When it comes to our eyes, keeping them in tip-top health should be front of mind. But how do we sort fact from fiction?

There are so many ideas about what is good and bad for your peepers. Thankfully OPSM’s Director of Optometry and Community, Peter Murphy, debunks five of the most common eye myths - so you can make sure that you’re taking proper care of your eyes.

Reading in low light will harm your vision

While it is widely believed that reading in dim lighting will damage your eyes, Peter reveals it’s simply not true.

“Reading in dim light forces your eyes to do extra work and tires them out faster than in good light,” he tells. “It is difficult and uncomfortable, and can most definitely cause fatigue and eyestrain, but may not do too much harm to your eyes.”

Eating carrots will boost your eyesight

Often told to you as a child in a bid to get you to eat your veggies, Peter reveals that eating carrots doesn’t necessarily mean you’ll have perfect vision.

“Yes, eating carrots can contribute to eye health, but they are only one of many natural sources of Vitamin A, which is essential for keeping your eyes healthy,” he explains. “Eating the right foods play a huge part in keeping your eyes healthy, but it’s definitely not proven that carrots give you better eyesight.”

Staring at a screen all day makes your eyes worse

Although staring at a computer screen all day may be uncomfortable, Pete says that it’s not going to cause any long-term damage to your vision. What does happen, though, is short-term discomfort.
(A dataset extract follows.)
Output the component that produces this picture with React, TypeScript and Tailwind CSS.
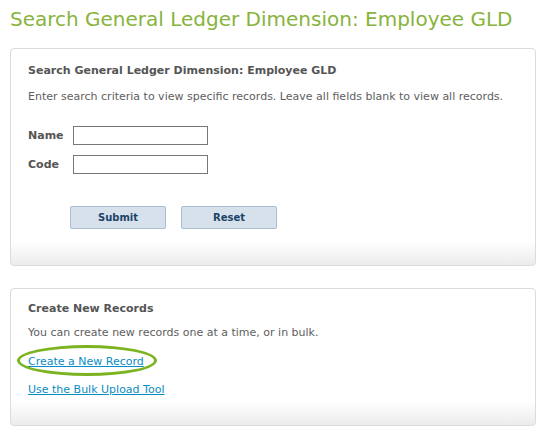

“When you’ve been staring at a screen for a long time, your eyes dry out because you blink less,” he explains. “It can also cause your eyes to get tired, which can result from the reflective nature of the monitor.” Peter suggests using eye drops and monitor adjustments to alleviate these troubles.

I only need to visit the optometrist if there’s something wrong

Even if you’ve always had 20/20 vision, Peter says that as you age you should visit an optometrist every two years – even if you don’t think there’s anything wrong.

“If you have a family history of poor health, diabetes or eye problems, then you may need to check in with your optometrist more often,” Peter advises. “There are also a few nasty diseases that you may be developing and you don’t even know it. Glaucoma and macular degeneration are two of the leading causes of blindness that develop slowly, and usually without any noticeable symptoms.” Regular eye tests can ensure any abnormalities are caught in their early stages. 

UV rays won’t hurt my eyes

Peter says that UV rays are in fact very damaging to eyes. “It can increase your chances of developing macular degeneration and cataracts,” he says.

Think of your sunglasses as sunscreen for your eyes and never leave home without them.